NATO allies have used their strongest language yet against Russia, mentioned China for the first time and agreed to a rethink about the future.
In a joint declaration, the 29 heads of state and government also pledged to ensure that each country’s next generation 5G communications networks, which have been dogged by suspicion over Huawei, rely “on secure and resilient systems”.
The document was published at the end of a half-day mini-summit at a golf resort in Watford, northwest of London, to mark NATO’s 70th anniversary.
See the full London Declaration here
Its content was overshadowed by a public fallout between US President Donald Trump and Canadian Prime Minister Justin Trudeau over a video that emerged of the latter apparently gossiping about his US counterpart to other leaders.
But despite the public rancour, genuine issues of substance were agreed at the meeting, overseen by Jens Stoltenberg, the bloc’s Norwegian secretary general.

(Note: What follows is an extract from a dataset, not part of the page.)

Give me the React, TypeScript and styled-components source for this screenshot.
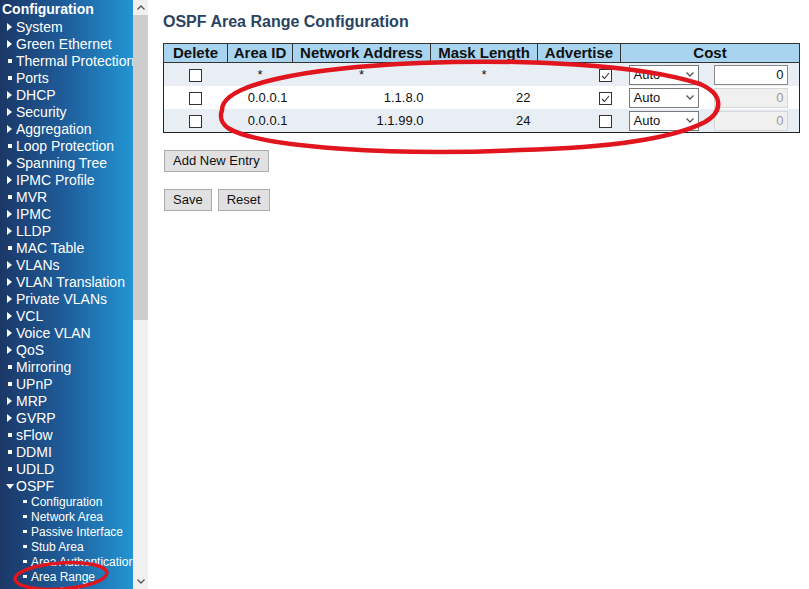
import React from 'react';
import styled, {createGlobalStyle, css} from 'styled-components';

type MarkerKind = 'arrow' | 'down' | 'bullet' | 'dot';

const menu: {label: string; kind: MarkerKind}[] = [
	{label: 'System', kind: 'arrow'},
	{label: 'Green Ethernet', kind: 'arrow'},
	{label: 'Thermal Protection', kind: 'bullet'},
	{label: 'Ports', kind: 'bullet'},
	{label: 'DHCP', kind: 'arrow'},
	{label: 'Security', kind: 'arrow'},
	{label: 'Aggregation', kind: 'arrow'},
	{label: 'Loop Protection', kind: 'bullet'},
	{label: 'Spanning Tree', kind: 'arrow'},
	{label: 'IPMC Profile', kind: 'arrow'},
	{label: 'MVR', kind: 'bullet'},
	{label: 'IPMC', kind: 'arrow'},
	{label: 'LLDP', kind: 'arrow'},
	{label: 'MAC Table', kind: 'bullet'},
	{label: 'VLANs', kind: 'arrow'},
	{label: 'VLAN Translation', kind: 'arrow'},
	{label: 'Private VLANs', kind: 'arrow'},
	{label: 'VCL', kind: 'arrow'},
	{label: 'Voice VLAN', kind: 'arrow'},
	{label: 'QoS', kind: 'arrow'},
	{label: 'Mirroring', kind: 'bullet'},
	{label: 'UPnP', kind: 'bullet'},
	{label: 'MRP', kind: 'arrow'},
	{label: 'GVRP', kind: 'arrow'},
	{label: 'sFlow', kind: 'bullet'},
	{label: 'DDMI', kind: 'bullet'},
	{label: 'UDLD', kind: 'bullet'},
	{label: 'OSPF', kind: 'down'},
];

const ospfItems = [
	'Configuration',
	'Network Area',
	'Passive Interface',
	'Stub Area',
	'Area Authentication',
	'Area Range',
	'Area Distance',
];

const rows = [
	{area: '*', network: '*', mask: '*', advertise: true, editable: true},
	{area: '0.0.0.1', network: '1.1.8.0', mask: '22', advertise: true, editable: false},
	{area: '0.0.0.1', network: '1.1.99.0', mask: '24', advertise: false, editable: false},
];

const GlobalStyle = createGlobalStyle`
	body {
		margin: 0;
		background: #fff;
		font-family: "Liberation Sans", Arial, sans-serif;
	}
`;

const Page = styled.div`
	position: relative;
	display: flex;
	width: 809px;
	height: 589px;
	overflow: hidden;
	background: #fff;
`;

const NavFrame = styled.div`
	display: flex;
	flex: none;
	width: 148px;
	height: 100%;
`;

const NavMenu = styled.nav`
	width: 133px;
	height: 100%;
	overflow: hidden;
	white-space: nowrap;
	color: #fff;
	background: linear-gradient(to right, #1b3766 0%, #1f5e9c 50%, #2295d3 100%);
`;

const NavTitle = styled.div`
	padding: 1px 0 0 2px;
	font-size: 14px;
	font-weight: bold;
	line-height: 17px;
`;

const NavItem = styled.div<{$sub?: boolean}>`
	display: flex;
	align-items: center;
	height: ${p => (p.$sub ? 15 : 17)}px;
	font-size: ${p => (p.$sub ? 12 : 14)}px;
	padding-left: ${p => (p.$sub ? 23 : 0)}px;
`;

const Marker = styled.span<{$kind: MarkerKind}>`
	flex: none;
	display: block;
	${p =>
		p.$kind === 'arrow' &&
		css`
			margin: 0 4px 0 7px;
			border-left: 5px solid #fff;
			border-top: 4.5px solid transparent;
			border-bottom: 4.5px solid transparent;
		`}
	${p =>
		p.$kind === 'down' &&
		css`
			margin: 1px 2px 0 6px;
			border-top: 5px solid #fff;
			border-left: 4px solid transparent;
			border-right: 4px solid transparent;
		`}
	${p =>
		p.$kind === 'bullet' &&
		css`
			margin: 0 4px 0 8px;
			width: 4px;
			height: 4px;
			background: #fff;
		`}
	${p =>
		p.$kind === 'dot' &&
		css`
			margin: 0 4px 0 0;
			width: 4px;
			height: 3px;
			background: #fff;
		`}
`;

const ScrollTrack = styled.div`
	display: flex;
	flex-direction: column;
	width: 15px;
	height: 100%;
	background: #f0f0f0;
`;

const ScrollArrow = styled.div`
	display: flex;
	align-items: center;
	justify-content: center;
	height: 15px;
	flex: none;
`;

const ScrollThumb = styled.div`
	height: 305px;
	flex: none;
	background: #cdcdcd;
`;

const ScrollRest = styled.div`
	flex: 1;
`;

const Main = styled.main`
	flex: 1;
	padding: 12px 10px 0 15px;
	color: #000;
`;

const Title = styled.h1`
	margin: 0 0 12px;
	font-size: 16px;
	line-height: 19px;
	font-weight: bold;
	color: #2a4361;
`;

const Table = styled.table`
	width: 637px;
	border-collapse: collapse;
	border: 1px solid #222;
	table-layout: fixed;
`;

const Th = styled.th<{$w?: number}>`
	width: ${p => (p.$w ? `${p.$w}px` : 'auto')};
	height: 18px;
	padding: 0;
	font-size: 15px;
	line-height: 18px;
	font-weight: bold;
	text-align: center;
	color: #111;
	background: #a8d4ef;
	border: 1px solid #333;
`;

const Tr = styled.tr<{$alt?: boolean}>`
	background: ${p => (p.$alt ? '#e8eef4' : '#fff')};
`;

const Td = styled.td<{$align?: 'left' | 'center' | 'right'; $pad?: number}>`
	height: 23px;
	padding: 0 ${p => p.$pad ?? 6}px 0 0;
	font-size: 13px;
	color: #111;
	text-align: ${p => p.$align ?? 'right'};
	vertical-align: middle;
`;

const CostCell = styled.div`
	display: flex;
	align-items: center;
	gap: 15px;
	padding-left: 8px;
`;

const CheckBox = styled.span`
	display: inline-flex;
	align-items: center;
	justify-content: center;
	width: 11px;
	height: 11px;
	border: 1px solid #333;
	background: #fff;
	vertical-align: middle;
`;

const FakeSelect = styled.div`
	display: flex;
	align-items: center;
	justify-content: space-between;
	box-sizing: border-box;
	width: 70px;
	height: 20px;
	padding: 0 4px 0 4px;
	border: 1px solid #7a7a7a;
	background: #fff;
	font-size: 13px;
	color: #111;
`;

const CostInput = styled.div<{$disabled?: boolean}>`
	box-sizing: border-box;
	width: 74px;
	height: 20px;
	padding-right: 3px;
	border: 1px solid ${p => (p.$disabled ? '#d6d6d6' : '#8a8a8a')};
	background: ${p => (p.$disabled ? '#f0f0f0' : '#fff')};
	color: ${p => (p.$disabled ? '#9a9a9a' : '#111')};
	font-size: 13px;
	line-height: 18px;
	text-align: right;
`;

const ButtonRow = styled.div`
	display: flex;
	gap: 6px;
	margin-top: 17px;
	padding-left: 1px;
`;

const Button = styled.button`
	height: 22px;
	padding: 0 8px;
	border: 1px solid #adadad;
	background: #e1e1e1;
	color: #111;
	font-family: "Liberation Sans", Arial, sans-serif;
	font-size: 13px;
	line-height: 20px;
	border-radius: 0;
`;

const Annotation = styled.svg`
	position: absolute;
	left: 0;
	top: 0;
	pointer-events: none;
`;

const Chevron = ({down}: {down?: boolean}) => (
	<svg width="8" height="5" viewBox="0 0 8 5">
		<path
			d={down ? 'M0.5 0.5 L4 4 L7.5 0.5' : 'M0.5 4.5 L4 1 L7.5 4.5'}
			fill="none"
			stroke="#555"
			strokeWidth="1.3"
		/>
	</svg>
);

const Check = ({on}: {on: boolean}) => (
	<CheckBox>
		{on && (
			<svg width="9" height="8" viewBox="0 0 9 8">
				<path d="M1 4 L3.5 6.5 L8 1" fill="none" stroke="#333" strokeWidth="1.1" />
			</svg>
		)}
	</CheckBox>
);

const App = () => (
	<Page>
		<GlobalStyle />
		<NavFrame>
			<NavMenu>
				<NavTitle>Configuration</NavTitle>
				{menu.map(item => (
					<NavItem key={item.label}>
						<Marker $kind={item.kind} />
						{item.label}
					</NavItem>
				))}
				{ospfItems.map(label => (
					<NavItem $sub key={label}>
						<Marker $kind="dot" />
						{label}
					</NavItem>
				))}
			</NavMenu>
			<ScrollTrack>
				<ScrollArrow>
					<Chevron />
				</ScrollArrow>
				<ScrollThumb />
				<ScrollRest />
				<ScrollArrow>
					<Chevron down />
				</ScrollArrow>
			</ScrollTrack>
		</NavFrame>
		<Main>
			<Title>OSPF Area Range Configuration</Title>
			<Table>
				<thead>
					<tr>
						<Th $w={63}>Delete</Th>
						<Th $w={64}>Area ID</Th>
						<Th $w={137}>Network Address</Th>
						<Th $w={106}>Mask Length</Th>
						<Th $w={82}>Advertise</Th>
						<Th>Cost</Th>
					</tr>
				</thead>
				<tbody>
					{rows.map((r, i) => (
						<Tr key={i} $alt={i % 2 === 0}>
							<Td $align="center" $pad={0}>
								<Check on={false} />
							</Td>
							<Td $align={r.editable ? 'center' : 'right'} $pad={r.editable ? 0 : 5}>
								{r.area}
							</Td>
							<Td $align={r.editable ? 'center' : 'right'} $pad={r.editable ? 0 : 7}>
								{r.network}
							</Td>
							<Td $align={r.editable ? 'center' : 'right'} $pad={r.editable ? 0 : 7}>
								{r.mask}
							</Td>
							<Td $pad={9}>
								<Check on={r.advertise} />
							</Td>
							<Td $align="left" $pad={0}>
								<CostCell>
									<FakeSelect>
										Auto
										<Chevron down />
									</FakeSelect>
									<CostInput $disabled={!r.editable}>0</CostInput>
								</CostCell>
							</Td>
						</Tr>
					))}
				</tbody>
			</Table>
			<ButtonRow>
				<Button>Add New Entry</Button>
			</ButtonRow>
			<ButtonRow>
				<Button>Save</Button>
				<Button>Reset</Button>
			</ButtonRow>
		</Main>
		<Annotation width="809" height="589" viewBox="0 0 809 589">
			<path
				d="M222 110 C222 85, 300 68, 420 63 C520 59, 640 64, 700 84 C725 95, 722 112, 705 122 C670 140, 600 148, 520 150 C400 156, 260 148, 228 128 C220 122, 220 116, 222 110 Z"
				fill="none"
				stroke="#e0151d"
				strokeWidth="4.5"
			/>
			<ellipse
				cx="61"
				cy="576"
				rx="46"
				ry="13"
				transform="rotate(-4 61 576)"
				fill="none"
				stroke="#e0151d"
				strokeWidth="3.5"
			/>
		</Annotation>
	</Page>
);

export default App;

Although the 29-member bloc’s future is not in doubt, there are disagreements over Turkey’s recent military action in northern Syria; the levels of military spending by members; and recent comments by Mr Macron that the alliance is “brain dead”.
Despite the divisions, Mr Johnson – the host of the event – described Nato as a “giant shield of solidarity” that “protects nearly a billion people”, saying at the start of the meeting at a luxury resort in Watford: “As long as we stand together, no-one can hope to defeat us.”
Nato Secretary General Jens Stoltenberg cited increased spending commitments on defence by European allies and Canada, saying: “Nato is the most successful alliance in history because we’ve changed as the world has changed.”
On Tuesday, he said those nations had added $130bn (£100bn) to defence budgets since 2016, and that this number would increase to $400bn by 2024. Mr Trump has frequently and forcefully criticised how much other allies spend on defence.